Despite this, we neatly fall into some categories of gender roles – most specifically the notion that I am the man of the house, therefore I must deal with the man things such as penis questions from K, all manner of male social shit, ridding the house of scary insects, checking outside when a noise is heard, mowing the lawn etc. This has mainly been due to my Wife just not being able to cope with these things on her own, even though she’s more than capable – she prefers if I tend to these things. 

This is all well and good, I don’t mind in the slightest.

Except for the part where it means I have to answer questions about penises, girls and general little boy inquiries.

As K has grown, he’s become more aware of his own body. As is normal.
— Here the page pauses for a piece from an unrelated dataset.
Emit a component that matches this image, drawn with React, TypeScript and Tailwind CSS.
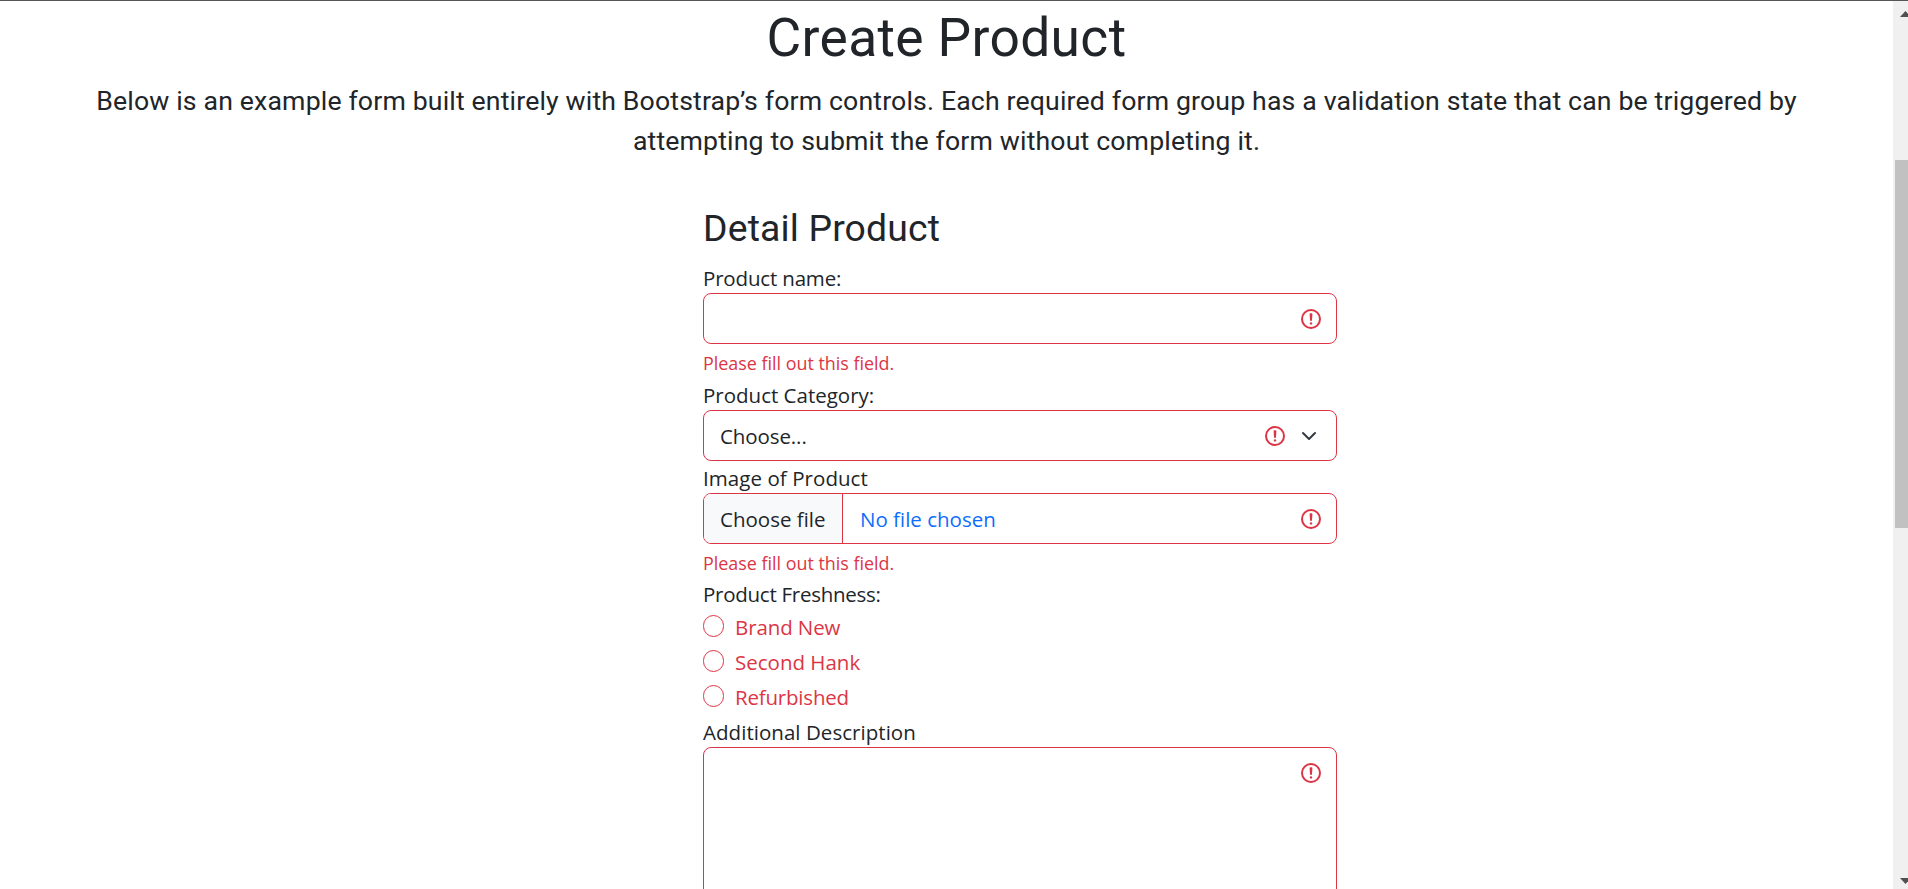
import type { ReactNode } from 'react';

function InvalidIcon({ className = '' }: { className?: string }) {
  return (
    <svg viewBox="0 0 12 12" fill="none" stroke="#dc3545" className={`size-6 shrink-0 ${className}`}>
      <circle cx="6" cy="6" r="4.5" />
      <path strokeLinejoin="round" d="M5.8 3.6h.4L6 6.5z" />
      <circle cx="6" cy="8.2" r=".6" fill="#dc3545" stroke="none" />
    </svg>
  );
}

function Label({ children, className = '' }: { children: ReactNode; className?: string }) {
  return <div className={`h-8 whitespace-nowrap leading-[34px] ${className}`}>{children}</div>;
}

function Feedback() {
  return (
    <div className="mt-[5px] h-7 whitespace-nowrap text-[17.9px] leading-7 text-[#dc3545]">
      Please fill out this field.
    </div>
  );
}

const control = 'flex w-full rounded-lg border border-[#dc3545] bg-white';

function Radio({ label, className = '' }: { label: string; className?: string }) {
  return (
    <label className="flex h-[35px]">
      <span className="mt-[5px] h-[22px] w-[21px] shrink-0 rounded-full border border-[#dc3545]" />
      <span className={`ml-[11px] whitespace-nowrap leading-[34px] text-[#dc3545] ${className}`}>{label}</span>
    </label>
  );
}

function Scrollbar() {
  return (
    <div className="flex w-[15px] shrink-0 flex-col overflow-hidden bg-[#f0f0f0]">
      <svg viewBox="0 0 15 16" className="h-4 w-[15px] shrink-0" fill="#505050">
        <path d="M7 16 12.5 10 18 16z" />
      </svg>
      <div className="ml-0.5 mt-[143px] h-[368px] bg-[#c1c1c1]" />
      <svg viewBox="0 0 15 11" className="mt-auto h-[11px] w-[15px] shrink-0" fill="#505050">
        <path d="M7 0H18L12.5 6z" />
      </svg>
    </div>
  );
}

export default function App() {
  return (
    <div className="flex h-[889px] w-[1908px] flex-col overflow-hidden border-t border-[#555] bg-white text-[#212529]">
      <div className="flex min-h-0 flex-1">
        <main className="min-w-0 flex-1 overflow-hidden">
          <header className="text-center font-['Roboto',sans-serif]">
            <h1 className="mt-[5px] h-16 text-[53.33px] leading-16 tracking-[0.35px]">Create Product</h1>
            <p className="mx-auto mt-[11px] w-[1748px] text-[26.67px] leading-10 tracking-[0.15px]">
              Below is an example form built entirely with Bootstrap’s form controls. Each required form group has a
              validation state that can be triggered by attempting to submit the form without completing it.
            </p>
          </header>
          <form className="ml-[703px] mt-[45px] w-[634px] font-['Open_Sans',sans-serif] text-[20.5px]">
            <h2 className="mb-[10px] h-[45px] font-['Roboto',sans-serif] text-[37.33px] leading-[45px] tracking-[0.17px]">
              Detail Product
            </h2>
            <Label className="tracking-[-0.17px]">Product name:</Label>
            <div className={`${control} h-[51px] items-center justify-end pr-[13px]`}>
              <InvalidIcon />
            </div>
            <Feedback />
            <div className="pt-px">
              <Label>Product Category:</Label>
            </div>
            <div className={`${control} h-[51px] items-center pl-4 pr-[19px]`}>
              <span className="flex-1 pt-0.5 tracking-[-0.1px]">Choose...</span>
              <InvalidIcon />
              <svg
                viewBox="0 0 16 16"
                className="ml-3.5 size-4 shrink-0"
                fill="none"
                stroke="#343a40"
                strokeWidth="2"
                strokeLinecap="round"
                strokeLinejoin="round"
              >
                <path d="m2 5 6 6 6-6" />
              </svg>
            </div>
            <Label className="tracking-[0.06px]">Image of Product</Label>
            <div className={`${control} h-[51px] items-center overflow-hidden pr-[13px]`}>
              <span className="flex h-full w-[139px] items-center whitespace-nowrap border-r border-[#dc3545] bg-[#f8f9fa] pl-4 pt-0.5">
                Choose file
              </span>
              <span className="flex-1 pl-[17px] pt-0.5 text-[#0d6efd]">No file chosen</span>
              <InvalidIcon />
            </div>
            <Feedback />
            <Label className="tracking-[-0.26px]">Product Freshness:</Label>
            <div className="pt-px">
              <Radio label="Brand New" className="tracking-[-0.1px]" />
              <Radio label="Second Hank" />
              <Radio label="Refurbished" className="tracking-[-0.2px]" />
            </div>
            <Label className="tracking-[0.04px]">Additional Description</Label>
            <div className={`${control} h-[180px] justify-end pr-[13px] pt-[13px]`}>
              <InvalidIcon />
            </div>
          </form>
        </main>
        <Scrollbar />
      </div>
    </div>
  );
}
There’s been a plethora of penis related questions, and I’ve been able to answer them all accurately as they’ve popped up. That doesn’t do much to relieve the intense stress and dysphoria that also rears it’s ugly head alongside these little queries.

I feel, again, as though I am not one to be able to answer these questions accurately simply due to my history. As a direct result I’ve had to actually “step-down” in that particular role as “sole-penis-question-adviser” and relinquished part of that role to my Wife for when I don’t feel comfortable/able to answer myself.

I explained to my Wife why it made me uncomfortable; it’s a solid reminder that I myself never got to ask the same questions to my Father. That I didn’t grow up with the correct anatomy or socialization. And then it compounds in my head to things such as “I’m not an okay Father because of my history” – cue spiraling self-accusations.  My Wife, of course, was mortified that I’d taken this long to speak to her about something that had made me so uncomfortable. She apologized for flippant remarks such as “Well I don’t have a penis, so how would I know?! Better ask your Father…” – because she forgets that I’m trans. 

That’s really awesome, I wish more than anything I could forget too.